Despite the seminars being very long, Hejazi gives everyone a 10 minute break after each speaker finishes. And during this time, you can go and talk with the speakers for a bit if they are someone you want to make a connection with or simply ask questions. Usually, I took notes on anything interesting that the speaker said during lecture but there is no pressure at all to memorize all details about their presentation. It’s largely about taking what you want from them.

The second half of each seminar is dedicated to Hejazi lecturing about important concepts. About half of the lectures take you through the financial knowledge needed to understand valuations, term sheets and calculating Profit & Loss statements. The lectures are all posted on BlackBoard so don’t feel the need to memorize everything or write everything down. It helps to understand the flow and concepts behind each lecture and then you can review the equations and details later, which are all very basic. No big math knowledge is needed at all to understand the financials. The rest of the lectures focus on topics like building a venture firm, coming up with an investment thesis, and assessing market and risk. As the semester goes on, you’re able to have a better understanding of speaker presentations because you have the knowledge from Hejazi’s lectures.

Learning For and From Assignments

One to two Harvard Business School cases are assigned each week as assignments to read before lecture and the cases usually are discussed shortly during Hejazi’s lecture or just supplement your understanding conceptually. The cases do not take very long to read, so try to do them all before lecture in case part of the discussion includes material from them.

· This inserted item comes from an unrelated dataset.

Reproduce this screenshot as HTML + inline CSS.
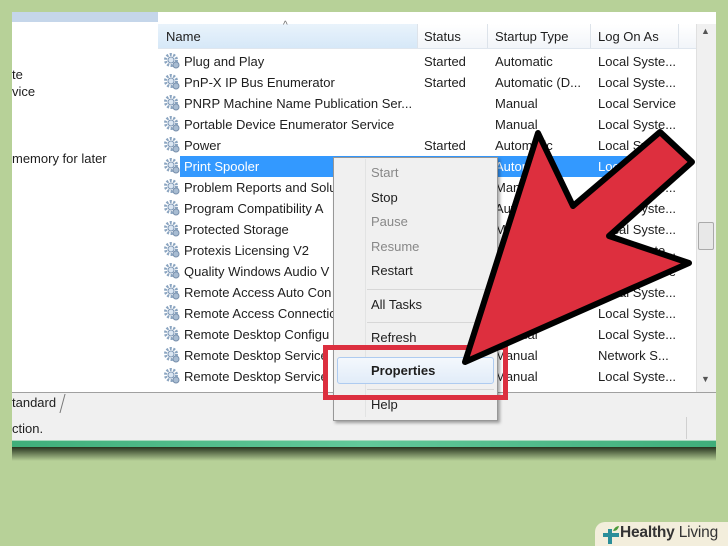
<!DOCTYPE html><html><head><style>
html,body{margin:0;width:728px;height:546px;overflow:hidden}
body{background:#b7d198;position:relative;font-family:"Liberation Sans",sans-serif;font-size:13px;color:#1e1e1e}
.a{position:absolute;white-space:nowrap}
.row{position:absolute;left:0;height:21px;line-height:21px;white-space:nowrap}
.n{position:absolute;left:184px}.s{position:absolute;left:424px}.t{position:absolute;left:495px}.l{position:absolute;left:598px}
.m{position:absolute;left:371px;color:#1e1e1e}.g{color:#888}
</style></head><body>
<div class="a" style="left:12px;top:12px;width:704px;height:428px;background:#fff"></div>
<div class="a" style="left:12px;top:12px;width:146px;height:10px;background:#c5d6ea"></div>
<div class="a" style="left:12px;top:66px;line-height:17px">te<br>vice</div>
<div class="a" style="left:12px;top:151px">memory for later</div>
<div class="a" style="left:158px;top:24px;width:538px;height:24px;background:linear-gradient(#fff,#f2f5f9);border-bottom:1px solid #dfe6ee"></div>
<div class="a" style="left:158px;top:24px;width:259px;height:24px;background:linear-gradient(#e9f3fb,#d6e8f8)"></div>
<div class="a" style="left:417px;top:24px;width:1px;height:24px;background:#dde3ea"></div>
<div class="a" style="left:487px;top:24px;width:1px;height:24px;background:#dde3ea"></div>
<div class="a" style="left:590px;top:24px;width:1px;height:24px;background:#dde3ea"></div>
<div class="a" style="left:678px;top:24px;width:1px;height:24px;background:#dde3ea"></div>
<div class="a" style="left:283px;top:20px;font-size:10px;color:#666">^</div>
<div class="a" style="left:166px;top:29px">Name</div><div class="a" style="left:424px;top:29px">Status</div><div class="a" style="left:495px;top:29px">Startup Type</div><div class="a" style="left:598px;top:29px">Log On As</div>
<div class="a" style="left:696px;top:24px;width:19px;height:368px;background:#f0f0f0;border-left:1px solid #e0e0e0"></div>
<div class="a" style="left:698px;top:222px;width:14px;height:26px;background:#e8e8e8;border:1px solid #aaa;border-radius:2px"></div>
<div class="a" style="left:701px;top:26px;font-size:9px;color:#555">▲</div>
<div class="a" style="left:701px;top:374px;font-size:9px;color:#555">▼</div>
<div class="a" style="left:180px;top:156px;width:500px;height:21px;background:#3399ff"></div>
<div class="a" style="left:0;top:51px;width:700px">
<div class="row" style="top:0"><span class="n">Plug and Play</span><span class="s">Started</span><span class="t">Automatic</span><span class="l">Local Syste...</span></div>
<div class="row" style="top:21px"><span class="n">PnP-X IP Bus Enumerator</span><span class="s">Started</span><span class="t">Automatic (D...</span><span class="l">Local Syste...</span></div>
<div class="row" style="top:42px"><span class="n">PNRP Machine Name Publication Ser...</span><span class="t">Manual</span><span class="l">Local Service</span></div>
<div class="row" style="top:63px"><span class="n">Portable Device Enumerator Service</span><span class="t">Manual</span><span class="l">Local Syste...</span></div>
<div class="row" style="top:84px"><span class="n">Power</span><span class="s">Started</span><span class="t">Automatic</span><span class="l">Local Syste...</span></div>
<div class="row" style="top:105px;color:#fff"><span class="n">Print Spooler</span><span class="t">Automatic</span><span class="l">Local Syste...</span></div>
<div class="row" style="top:126px"><span class="n">Problem Reports and Solu</span><span class="t">Manual</span><span class="l">Local Syste...</span></div>
<div class="row" style="top:147px"><span class="n">Program Compatibility A</span><span class="t">Automatic</span><span class="l">Local Syste...</span></div>
<div class="row" style="top:168px"><span class="n">Protected Storage</span><span class="t">Manual</span><span class="l">Local Syste...</span></div>
<div class="row" style="top:189px"><span class="n">Protexis Licensing V2</span><span class="t">Manual</span><span class="l">Local Syste...</span></div>
<div class="row" style="top:210px"><span class="n">Quality Windows Audio V</span><span class="t">Manual</span><span class="l">Local Service</span></div>
<div class="row" style="top:231px"><span class="n">Remote Access Auto Con</span><span class="t">Manual</span><span class="l">Local Syste...</span></div>
<div class="row" style="top:252px"><span class="n">Remote Access Connectio</span><span class="t">Manual</span><span class="l">Local Syste...</span></div>
<div class="row" style="top:273px"><span class="n">Remote Desktop Configu</span><span class="t">Manual</span><span class="l">Local Syste...</span></div>
<div class="row" style="top:294px"><span class="n">Remote Desktop Service</span><span class="t">Manual</span><span class="l">Network S...</span></div>
<div class="row" style="top:315px"><span class="n">Remote Desktop Service</span><span class="t">Manual</span><span class="l">Local Syste...</span></div>
</div>
<svg class="a" style="left:0;top:0" width="728" height="546">
<defs><g id="gear"><circle r="5.5" fill="none" stroke="#8aa4c0" stroke-width="3" stroke-dasharray="2 1.5"/><circle r="3" fill="#dbe6f2" stroke="#7d97b5"/><circle cx="5" cy="5" r="3" fill="#a8bcd2" stroke="#7890ad"/></g></defs>
<g transform="translate(171,60)"><use href="#gear"/><use href="#gear" y="21"/><use href="#gear" y="42"/><use href="#gear" y="63"/><use href="#gear" y="84"/><use href="#gear" y="105"/><use href="#gear" y="126"/><use href="#gear" y="147"/><use href="#gear" y="168"/><use href="#gear" y="189"/><use href="#gear" y="210"/><use href="#gear" y="231"/><use href="#gear" y="252"/><use href="#gear" y="273"/><use href="#gear" y="294"/><use href="#gear" y="315"/></g>
</svg>
<div class="a" style="left:12px;top:392px;width:704px;height:22px;background:#f0f0f0;border-top:1px solid #a0a0a0;border-bottom:1px solid #a0a0a0"></div>
<div class="a" style="left:12px;top:395px">tandard</div>
<div class="a" style="left:62px;top:394px;width:1px;height:19px;background:#777;transform:skewX(-15deg)"></div>
<div class="a" style="left:12px;top:415px;width:704px;height:25px;background:#f0f0f0"></div>
<div class="a" style="left:686px;top:417px;width:1px;height:22px;background:#d0d0d0"></div>
<div class="a" style="left:12px;top:421px">ction.</div>
<div class="a" style="left:12px;top:440px;width:704px;height:7px;background:linear-gradient(90deg,#3fae7a,#62c89a 50%,#3fae7a);border-top:1px solid #a9d9bf"></div>
<div class="a" style="left:12px;top:447px;width:704px;height:14px;background:linear-gradient(#26331e,#b7d198)"></div>
<div class="a" style="left:333px;top:157px;width:163px;height:262px;background:#f0f0f0;border:1px solid #979797;box-shadow:2px 2px 3px rgba(0,0,0,.35)"></div>
<div class="a" style="left:365px;top:159px;width:1px;height:258px;background:#e2e3e3"></div>
<div class="a" style="left:367px;top:289px;width:127px;height:1px;background:#d7d7d7"></div>
<div class="a" style="left:367px;top:322px;width:127px;height:1px;background:#d7d7d7"></div>
<div class="a" style="left:367px;top:389px;width:127px;height:1px;background:#d7d7d7"></div>
<div class="a" style="left:337px;top:357px;width:155px;height:25px;background:linear-gradient(#f4f8fd,#e1ecf8);border:1px solid #aecbf0;border-radius:3px"></div>
<span class="m g" style="top:165px">Start</span><span class="m" style="top:190px">Stop</span><span class="m g" style="top:214px">Pause</span><span class="m g" style="top:239px">Resume</span><span class="m" style="top:263px">Restart</span><span class="m" style="top:297px">All Tasks</span><span class="m" style="top:330px">Refresh</span><span class="m" style="top:363px;font-weight:bold">Properties</span><span class="m" style="top:397px">Help</span>
<div class="a" style="left:323px;top:345px;width:175px;height:45px;border:5px solid #dc2f3f"></div>
<svg class="a" style="left:0;top:0" width="728" height="546">
<polygon points="465,362 538,133 573,206 660,132 692,162 609,236 689,263" fill="#dd2f3e" stroke="#000" stroke-width="6" stroke-linejoin="round"/>
</svg>
<div class="a" style="left:595px;top:522px;width:133px;height:24px;background:#f3eedc;border-radius:10px 0 0 0"></div>
<svg class="a" style="left:601px;top:525px" width="20" height="20"><path d="M2 10h16M9 4v15" stroke="#2b8e9a" stroke-width="4"/><path d="M12 6q2-5 6-5q-1 5-6 5z" fill="#4c9a3a"/></svg>
<div class="a" style="left:620px;top:524px;font-size:15.5px;color:#333;letter-spacing:-0.2px"><b>Healthy</b> Living</div>
</body></html>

The other assignment you have weekly is meeting with an assigned team to pick one of three startups that you would “invest” in and be prepared to answer Hejazi in class about why you chose that startup and not the other ones. Usually, around 15 minutes of lecture time will be dedicated to discussing the three startups for the week. Your participation is noted by the TA so go to class with a decision in mind and having done some research. The most important thing for the startup evaluations is to bring in concepts from class about risk evaluation and being able to argue what you would put the money toward in a particular investment.

The midterm is a team presentation. You will come up with an investment fund and investment thesis and present to the class in 10 minutes. Some teams dressed up to look super professional for their part, which you can choose to do but it’s not absolutely necessary for a good grade. Just look put together and focus on having key metrics and financial benchmarks in your presentation that make sense. Really try to make your fund unique and different from any of the speakers that came to class but be able to back up your thinking on how your fund will make investments, source, and have good real life example startups to show that you can make real investments. It matters less what kind of fund you come with as long as you can show your logic and able able to answer the questions that Hejazi asks you.

The final is similar but this time you are presenting on a particular startup that you would invest in. Hejazi expects you to have talked to someone at the startup, so make sure to contact at least 10 startups a month before the final to allow people to get back to you. Unless you have connections to a particular startup that you want to present on, it takes a bit of effort to find a good startup that responds to you. Again, just make sure to be able to back up your presentation with logic on why you would make an investment, what the risks are, and what you would put your money toward. It matters less what the exact startup is and more about your thinking behind your choice.

The assignments overall in this class are super low-demand but the midterm and final take some extra time to work on. Make sure to allow like 1 hour per a week for regular assignments and allow for like 6-8 hours to make the midterm and final presentations and practice. It’s super important to contact startups early for the final if you don’t know any personally.


External Resources

I didn’t need outside resources to do well in the class. Just buy the Harvard Business School case studies packet at the beginning and you will be all set. Also if you happen to have any personally connections at successful startups, that will come in handy later for the final project.

What Students Should Know About This Course For Purposes Of Course Selection

I took this class without much previous academic knowledge about entrepreneurship. I did work at a tech startup for 6 months so some of the concepts and terms from class I had heard before. If you come into this class knowing absolutely nothing about startups and entrepreneurship, you might have a hard time understanding the speakers and Hejazi’s lecture especially at first because there’s a lot of lingo that’s used. If you really want to take this class without previous experience or knowledge, I suggest doing research on venture capital and startups before starting the semester. It is doable however, and I would definitely suggest taking the class to anyone interested. The workload is very light during the semester so it’s not hard to spend time familiarizing yourself with concepts outside of class. The financials talked about in this class are understandable at a basic level, so taking econ classes is helpful but absolutely not needed to do well.